• SET PROBLEM:
Retype the lines beneath this one, from the first through the line containing "left-0 right-0 top-[256px]". Pictures are left out.

BEGIN DATA EXTRACT

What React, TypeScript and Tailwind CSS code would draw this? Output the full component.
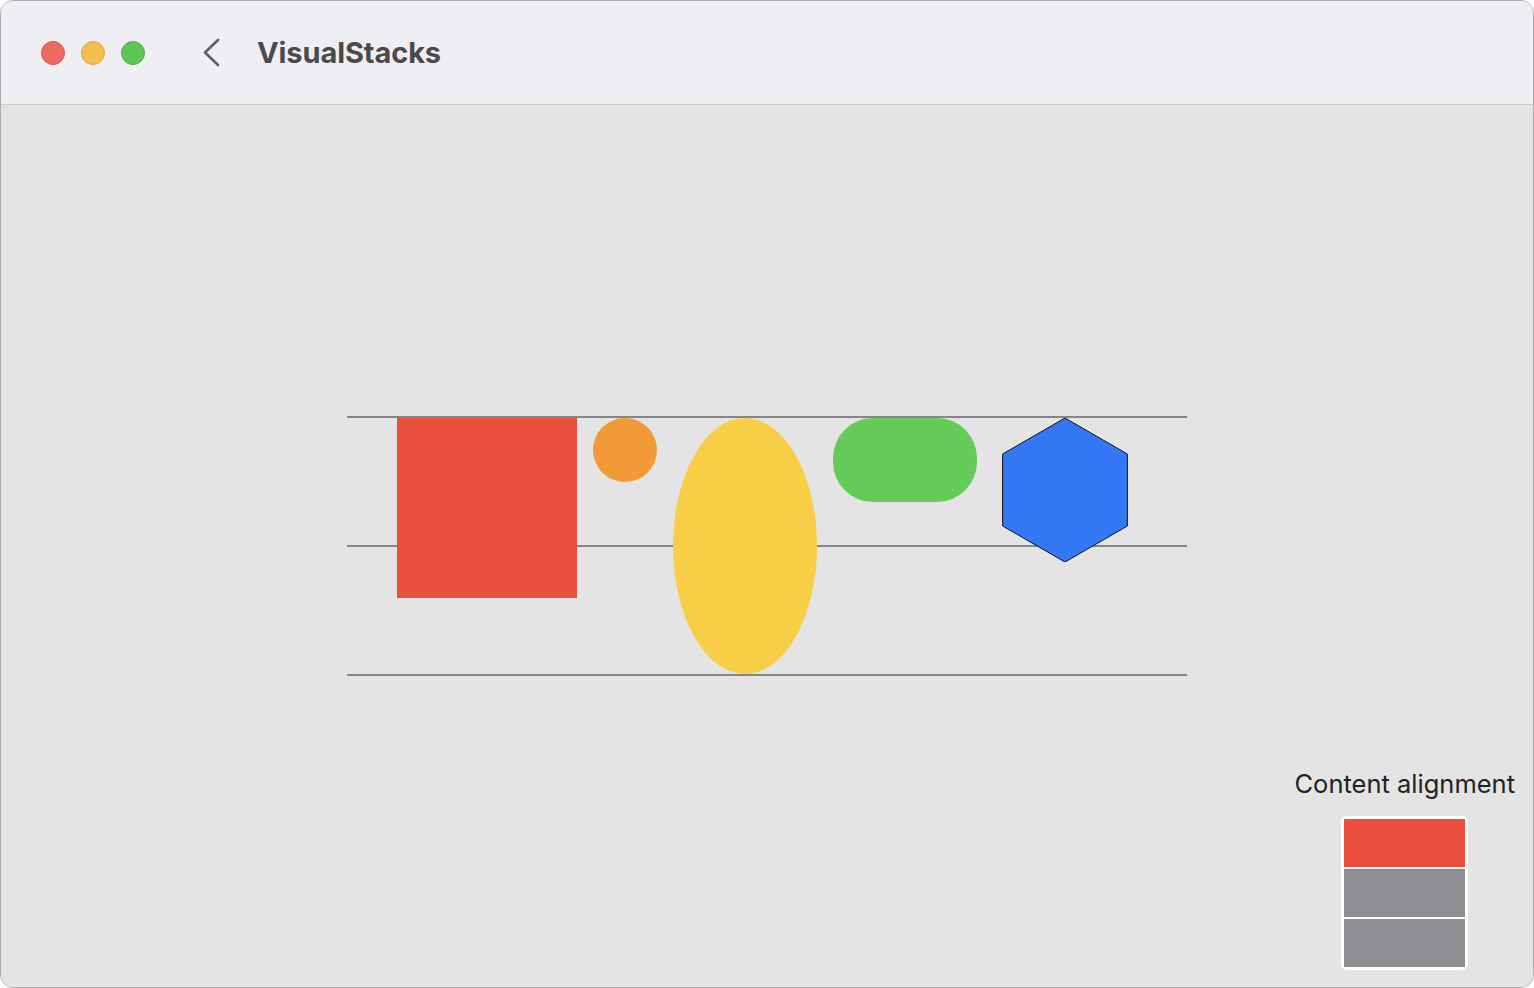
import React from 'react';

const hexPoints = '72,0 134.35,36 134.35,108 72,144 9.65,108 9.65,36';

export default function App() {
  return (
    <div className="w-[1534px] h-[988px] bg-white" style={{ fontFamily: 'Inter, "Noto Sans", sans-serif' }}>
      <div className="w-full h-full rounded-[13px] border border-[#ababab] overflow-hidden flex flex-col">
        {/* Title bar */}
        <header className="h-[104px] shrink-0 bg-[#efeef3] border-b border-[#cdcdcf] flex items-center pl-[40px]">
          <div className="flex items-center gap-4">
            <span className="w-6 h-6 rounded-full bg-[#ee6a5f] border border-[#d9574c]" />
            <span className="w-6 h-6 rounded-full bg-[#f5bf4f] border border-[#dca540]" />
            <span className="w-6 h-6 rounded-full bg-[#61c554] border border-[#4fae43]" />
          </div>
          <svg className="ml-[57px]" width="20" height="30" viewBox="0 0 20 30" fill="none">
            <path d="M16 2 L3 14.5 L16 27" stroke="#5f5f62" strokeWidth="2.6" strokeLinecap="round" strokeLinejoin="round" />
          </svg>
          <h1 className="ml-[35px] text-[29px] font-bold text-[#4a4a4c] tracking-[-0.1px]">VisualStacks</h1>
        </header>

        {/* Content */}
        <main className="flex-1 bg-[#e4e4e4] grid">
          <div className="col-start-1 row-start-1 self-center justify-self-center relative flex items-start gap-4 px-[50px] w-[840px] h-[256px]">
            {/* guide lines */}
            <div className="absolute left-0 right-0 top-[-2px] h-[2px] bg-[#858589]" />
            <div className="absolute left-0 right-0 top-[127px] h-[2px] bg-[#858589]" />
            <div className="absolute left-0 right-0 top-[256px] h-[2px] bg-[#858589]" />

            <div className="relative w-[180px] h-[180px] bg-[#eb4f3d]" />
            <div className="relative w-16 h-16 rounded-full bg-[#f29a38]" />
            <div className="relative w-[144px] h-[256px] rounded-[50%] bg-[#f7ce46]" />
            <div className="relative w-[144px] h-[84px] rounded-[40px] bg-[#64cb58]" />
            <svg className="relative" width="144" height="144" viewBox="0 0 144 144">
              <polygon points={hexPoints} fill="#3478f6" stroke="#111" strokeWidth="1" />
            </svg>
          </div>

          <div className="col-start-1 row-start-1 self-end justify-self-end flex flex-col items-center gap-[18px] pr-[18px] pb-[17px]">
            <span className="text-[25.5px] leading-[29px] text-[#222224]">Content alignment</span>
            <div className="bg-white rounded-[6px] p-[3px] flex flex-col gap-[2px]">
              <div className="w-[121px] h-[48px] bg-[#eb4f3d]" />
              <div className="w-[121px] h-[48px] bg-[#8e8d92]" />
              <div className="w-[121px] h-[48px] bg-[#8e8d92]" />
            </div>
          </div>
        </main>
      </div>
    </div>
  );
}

END DATA EXTRACT

• WRITTEN ANSWER:
What React, TypeScript and Tailwind CSS code would draw this? Output the full component.
import React from 'react';

const hexPoints = '72,0 134.35,36 134.35,108 72,144 9.65,108 9.65,36';

export default function App() {
  return (
    <div className="w-[1534px] h-[988px] bg-white" style={{ fontFamily: 'Inter, "Noto Sans", sans-serif' }}>
      <div className="w-full h-full rounded-[13px] border border-[#ababab] overflow-hidden flex flex-col">
        {/* Title bar */}
        <header className="h-[104px] shrink-0 bg-[#efeef3] border-b border-[#cdcdcf] flex items-center pl-[40px]">
          <div className="flex items-center gap-4">
            <span className="w-6 h-6 rounded-full bg-[#ee6a5f] border border-[#d9574c]" />
            <span className="w-6 h-6 rounded-full bg-[#f5bf4f] border border-[#dca540]" />
            <span className="w-6 h-6 rounded-full bg-[#61c554] border border-[#4fae43]" />
          </div>
          <svg className="ml-[57px]" width="20" height="30" viewBox="0 0 20 30" fill="none">
            <path d="M16 2 L3 14.5 L16 27" stroke="#5f5f62" strokeWidth="2.6" strokeLinecap="round" strokeLinejoin="round" />
          </svg>
          <h1 className="ml-[35px] text-[29px] font-bold text-[#4a4a4c] tracking-[-0.1px]">VisualStacks</h1>
        </header>

        {/* Content */}
        <main className="flex-1 bg-[#e4e4e4] grid">
          <div className="col-start-1 row-start-1 self-center justify-self-center relative flex items-start gap-4 px-[50px] w-[840px] h-[256px]">
            {/* guide lines */}
            <div className="absolute left-0 right-0 top-[-2px] h-[2px] bg-[#858589]" />
            <div className="absolute left-0 right-0 top-[127px] h-[2px] bg-[#858589]" />
            <div className="absolute left-0 right-0 top-[256px] h-[2px] bg-[#858589]" />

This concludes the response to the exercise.